Youtube Speech Data Generator

License Code style: black

A python library to generate speech dataset. Youtube Speech Data Generator also takes care of almost all your speech data preprocessing needed to build a speech dataset along with their transcriptions making sure it follows a directory structure followed by most of the text-to-speech architectures.

Installation

Make sure ffmpeg is installed and is set to the system path.

$ pip install youtube-tts-data-generator

Minimal start for creating the dataset

from youtube_tts_data_generator import YTSpeechDataGenerator

# First create a YTSpeechDataGenerator instance:

generator = YTSpeechDataGenerator(dataset_name='elon')

# Now create a '.txt' file that contains a list of YouTube videos that contains speeches.
# NOTE - Make sure you choose videos with subtitles.

generator.prepare_dataset('links.txt')
# The above will take care about creating your dataset, creating a metadata file and trimming silence from the audios.

Usage

  • Initializing the generator: generator = YTSpeechDataGenerator(dataset_name='your_dataset')

    • Parameters:
      • dataset_name:
        • The name of the dataset you'd like to give.
        • A directory structure like this will be created:
          ├───your_dataset
          │   ├───txts
          │   └───wavs
          └───your_dataset_prep
              ├───concatenated
              ├───downloaded
              └───split
          
      • output_type:
        • The type of the metadata to be created after the dataset has been generated.
        • Supported types: csv/json
        • Default output type is set to csv
        • The csv file follows the format of LJ Speech Dataset
        • The json file follows this format:
          {
              "your_dataset1.wav": "This is an example text",
              "your_dataset2.wav": "This is an another example text",
          }
          
      • keep_audio_extension:
        • Whether to keep the audio file extension in the metadata file
        • Default value is set to False
  • Methods:

    • download():
      • Downloads video files from YouTube along with their subtitles and saves them as wav files.
      • Parameters:
        • links_txt:
          • Path to the '.txt' file that contains the urls for the videos.
      • Usage of this method is optional.
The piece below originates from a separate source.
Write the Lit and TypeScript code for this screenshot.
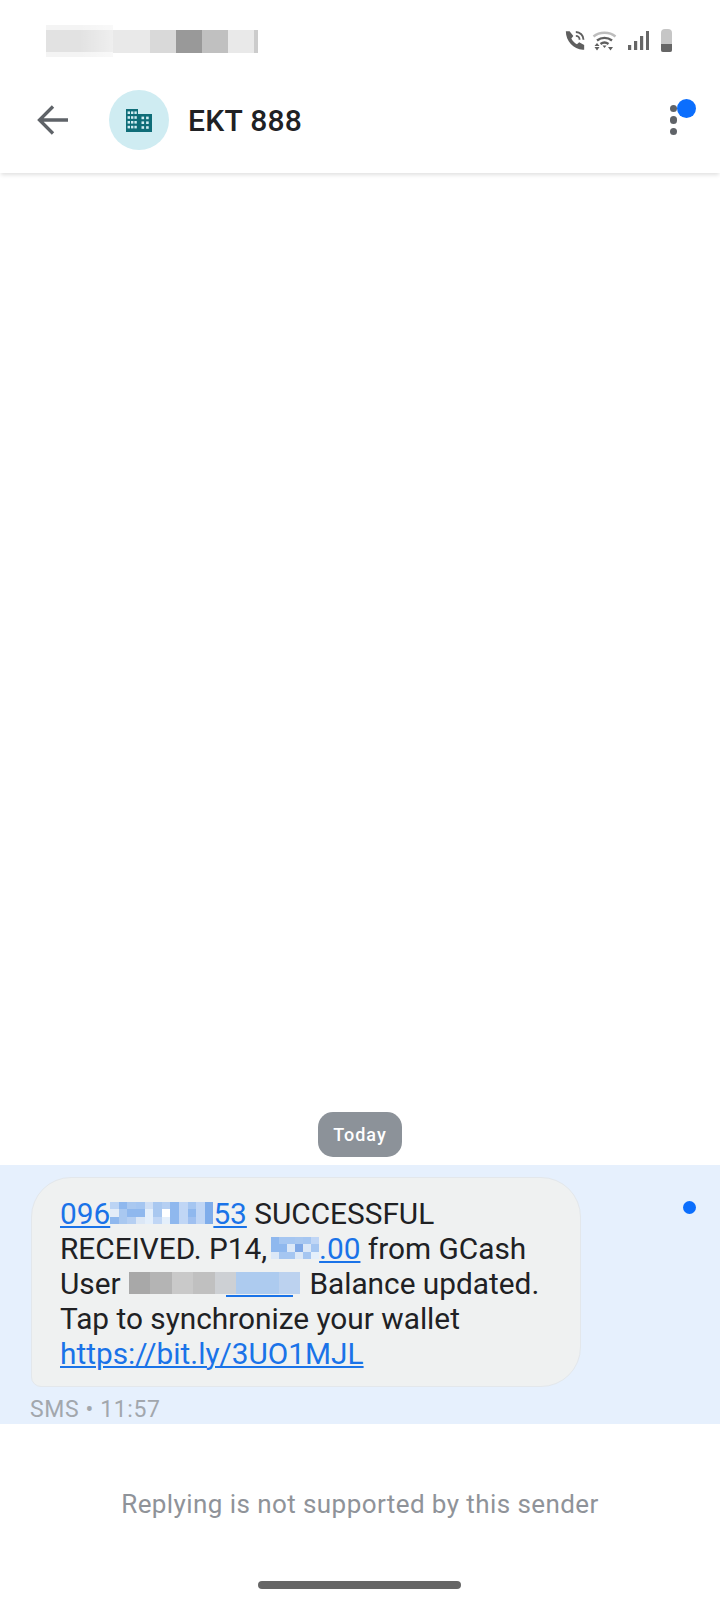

If you do not use this method, make sure to place all the audio and subtitle files in 'your_dataset_prep/downloaded' directory.
      • Then, create a file called 'files.txt' and again place it under 'your_dataset_prep/downloaded'. 'files.txt' should follow the following format:
        filename,subtitle,trim_min_begin,trim_min_end
        audio.wav,subtitle.srt,0,0
        audio2.wav,subtitle.vtt,5,6
        
      • Create a '.txt' file that contains a list of YouTube videos that contains speeches.
      • Example - generator.download('links.txt')
    • split_audios():
      • This method splits all the wav files into smaller chunks according to the duration of the text in the subtitles.
      • Saves transcriptions as '.txt' file for each of the chunks.
      • Example - generator.split_audios()
    • concat_audios():
      • Since the split audios are based on the duration of their subtitles, they might not be so long. This method joins the split files into recognizable ones.
      • Example - generator.concat_audios()
    • finalize_dataset():
      • Trims silence the joined audios since the data has been collected from YouTube and generates the final dataset after finishing all the preprocessing.
      • Parameters:
        • min_audio_length:
          • The minumum length of the speech that should be kept. The rest will be ignored.
          • The default value is set set to 7.
        • max_audio_length:
          • The maximum length of the speech that should be kept. The rest will be ignored.
          • The default value is set set to 14.
      • Example - generator.finalize_dataset(min_audio_length=6)
    • get_total_audio_length():
      • Returns the total amount of preprocessed speech data collected by the generator.
      • Example - generator.get_total_audio_length()
    • prepare_dataset():
      • A wrapper method for download(),split_audios(),concat_audios() and finalize_dataset().
      • If you do not wish to use the above methods, you can directly call prepare_dataset(). It will handle all your data generation.
      • Parameters:
        • links_txt:
          • Path to the '.txt' file that contains the urls for the videos.
        • download_youtube_data:
          • Whether to download audios from YouTube.
          • Default value is True
        • min_audio_length:
          • The minumum length of the speech that should be kept. The rest will be ignored.
          • The default value is set set to 7.
        • max_audio_length:
          • The maximum length of the speech that should be kept. The rest will be ignored.
          • The default value is set set to 14.
      • Example - generator.prepare_dataset(links_txt='links.txt', download_youtube_data=True, min_audio_length=6)

Final dataset structure

Once the dataset has been created, the structure under 'your_dataset' directory should look like:

your_dataset
├───txts
│   ├───your_dataset1.txt
│   └───your_dataset2.txt
├───wavs
│    ├───your_dataset1.wav
│    └───your_dataset2.wav
└───metadata.csv/alignment.json

NOTE - audio.py is highly based on Real Time Voice Cloning

Project details


Download files

Download the file for your platform. If you're not sure which to choose, learn more about installing packages.

Source Distribution

youtube_tts_data_generator-0.1.6.tar.gz (13.4 kB view details)

Uploaded Source

Built Distribution

If you're not sure about the file name format, learn more about wheel file names.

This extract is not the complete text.